Often times when someone on the team is underperforming it can drag the entire effort down. And since everyone is motivated by something different, using creativity to unlock the power of motivation in new and different ways is a worthwhile approach not often thought about. Because traditional motivation techniques take over our thoughts.
Traditional motivation techniques deal with the obvious – things like giving a raise or some kind of bonus upon completion of project. Giving someone time off or more holiday leave. But these often fall short of motivating team members because they ignore one very important thing:
So how do we imbed creativity into our motivation efforts? How do we use the power of creativity to ensure that our motivation techniques with staff are successful? Here are three techniques from the world of creativity that can spark a newfound engagement in any staff member or team:
Assign tasks in very small chunks so that the team member in question can accomplish them without much effort. What we are really doing here is establishing a benchmark of success that can be repeatedly and easily accomplished. It’s addictive! Just like the video games on our phone reward us with points or by unlocking a tool– they keep us clicking and engaged in the device by doling out little doses of joy.
You can do the same at the office.
Instead of setting your milestones on huge wins or other big and seemingly out of reach goals, try small, measured wins that will enable that particular teammate who is struggling with motivation to taste victory. This in turn will allow a familiarity with a small victory and will encourage that teammate to engage fully into the venture. One little milestone at a time.
Sometimes the lack of willingness to take action comes from a fear of the unknown. This is one of the most underestimated fears that staff have today in modern business. The unknown. We tend to steamroll past this with little regard to the fear of the unknown that staff may have – and this tends to kill motivation.

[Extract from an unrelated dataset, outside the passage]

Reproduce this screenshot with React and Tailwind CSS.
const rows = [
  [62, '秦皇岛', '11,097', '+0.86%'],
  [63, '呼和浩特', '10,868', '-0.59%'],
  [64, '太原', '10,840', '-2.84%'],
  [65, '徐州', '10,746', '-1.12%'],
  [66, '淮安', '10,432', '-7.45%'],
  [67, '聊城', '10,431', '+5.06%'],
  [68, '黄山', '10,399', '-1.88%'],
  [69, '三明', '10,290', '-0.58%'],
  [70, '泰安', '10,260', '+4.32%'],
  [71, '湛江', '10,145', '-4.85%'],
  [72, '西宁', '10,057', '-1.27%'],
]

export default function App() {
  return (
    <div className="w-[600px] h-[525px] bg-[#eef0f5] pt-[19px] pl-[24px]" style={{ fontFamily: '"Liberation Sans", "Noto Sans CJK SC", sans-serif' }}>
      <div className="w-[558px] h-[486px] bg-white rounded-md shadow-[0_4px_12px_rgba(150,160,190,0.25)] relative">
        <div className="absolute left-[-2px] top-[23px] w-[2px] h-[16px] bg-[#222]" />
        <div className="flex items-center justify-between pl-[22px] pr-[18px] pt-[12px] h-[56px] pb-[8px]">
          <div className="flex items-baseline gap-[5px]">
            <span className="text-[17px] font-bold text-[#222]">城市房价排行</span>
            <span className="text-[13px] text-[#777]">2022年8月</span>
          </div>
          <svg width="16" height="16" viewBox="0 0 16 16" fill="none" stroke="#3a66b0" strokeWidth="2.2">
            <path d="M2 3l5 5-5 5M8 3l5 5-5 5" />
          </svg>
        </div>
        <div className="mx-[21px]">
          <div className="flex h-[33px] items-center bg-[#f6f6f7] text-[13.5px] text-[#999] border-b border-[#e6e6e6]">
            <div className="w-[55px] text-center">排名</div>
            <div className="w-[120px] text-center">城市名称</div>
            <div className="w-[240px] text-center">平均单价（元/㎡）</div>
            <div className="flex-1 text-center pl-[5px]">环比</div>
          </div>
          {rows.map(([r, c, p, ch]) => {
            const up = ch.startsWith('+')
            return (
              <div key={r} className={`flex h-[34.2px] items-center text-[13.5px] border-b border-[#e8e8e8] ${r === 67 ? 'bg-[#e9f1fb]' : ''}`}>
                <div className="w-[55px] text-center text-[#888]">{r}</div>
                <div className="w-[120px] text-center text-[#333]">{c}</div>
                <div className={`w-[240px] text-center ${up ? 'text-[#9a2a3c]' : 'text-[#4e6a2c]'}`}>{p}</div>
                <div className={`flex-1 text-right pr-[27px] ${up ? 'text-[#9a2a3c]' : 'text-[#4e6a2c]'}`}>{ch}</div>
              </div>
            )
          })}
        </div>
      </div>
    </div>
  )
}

But that fear is out there. And it is very real. It may be a fear of making the wrong choice or it may be a fear of ridicule from teammates or clients or more.
But the good news is there is a very powerful antidote to this fear. And that is the creative tool of over-communication. Over communicate anything possible when your team is not motivated. When we over communicate, we allow for more to be out there. More information. More details. More transparency. More right there on the table for the taking. And that over communicated info can used to make better decisions, allowing for motivation to take hold because information banishes fear.
In an environment that is rife with fear, over communication can be a powerful creative tool to help drive motivation back into the day-to-day practices of the business, and allows for ownership of different initiatives to be owned by the team. In all, it is a relatively simple technique to try and success is often high.
3. Check Yourself
Of all the creative motivation tools that creativity deals with, checking yourself may be the most difficult to implement. Because it asks of you to look within to see why motivating a team member is an issue in the first place! Ouch! We are so good at externalizing issues and we rationalize away any fault as not being our own – we as leaders are really good at it! We fool ourselves into thinking things like “it’s the competition that stole away the good folks” or “I inherited this hire from someone else” etcetera. But looking in the rearview mirror for someone to blame when things are not going our way is hardly an effective tool to motivate a team member.
Instead, visit your process, your pathways, your procedures. Are they indeed allowing for people to step up and take responsibilities, or are they ensconcing you as the one leader? Often times when I consult I see owners or C-level staff operating in this way unconsciously without any hint of foul play — they simply do not know they are doing it. They have become the bottleneck.
Are you the bottleneck that is hindering team motivation?
It a tough question, but simply asking it and really taking a hard look at your policies can unleash amazing creative potential in motivating team members to do better. Go father. Accomplish more. And there is an altruistic bonus here in checking yourself.
There is this magnetic creative power that occurs when you allow yourself to be vulnerable as a leader. I don’t know what it is – and it’s outside the scope of this article to explain. But I see it working each and every time it is applied – and it resonates throughout the organization. What ends up happening is people tend to empathize with you as the leader simply because after checking yourself you have recognized some vulnerability and you are moving to correct it. Like magnetism, people are drawn to this frailty in the human condition, recognize it, and then look within themselves to help bridge motivational problems.
I really hope that these three creative tools end up helping you get rid of motivational issues once and for all. When the tried-and-true techniques of “lets just give someone a raise!” don’t work anymore, these three creative motivational tools can be pulled out anytime and used at will. #1 and #2 above are relatively easy, yet #3 is a bit more difficult but often necessary. And all three tools can combine to lead you to motivate team members no matter what the stumbling block to motivation may be.